Map 2: Areas of the natural banks of Buffalo Bayou to be excavated and filled. Yellow is excavate. Orange is fill.

Map 2: Areas of the natural banks of Buffalo Bayou to be excavated and filled. Yellow is excavate. Orange is fill.

This Project to Destroy Our Beautiful Buffalo is Nothing Other than the Same Old Flood Control Project to Make Buffalo Bayou a Bigger Drainage Ditch.

“The project purpose is … improvements to the dimension, pattern, and profile allowing the stream to convey storm water and sediment loads more efficiently.” Page 2 of the permit application.
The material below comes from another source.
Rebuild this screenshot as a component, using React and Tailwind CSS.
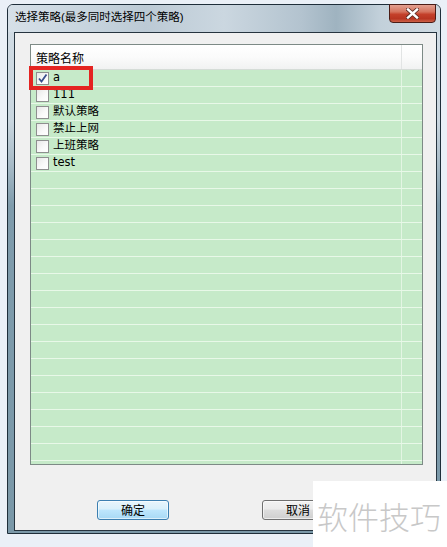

This stealth flood control project is a joint venture between Harris County, the City of Houston, and the River Oaks Country Club. Each entity is contributing $2 million to the $6 million cost of the “demonstration” project, and the Houston city council voted last June to approve and fund it. This zombie channelization plan, a “holistic” variant of proposals long opposed by the Bayou Preservation Association, was largely conceived by the board of the BPA, who must be in need of work, do-nothing preservation being too passive and non-remunerative to somebody, and is actively promoted by the BPA and the Memorial Park Conservancy despite the huge of loss of trees and wildlife habitat, and damage to the bayou and our great public park.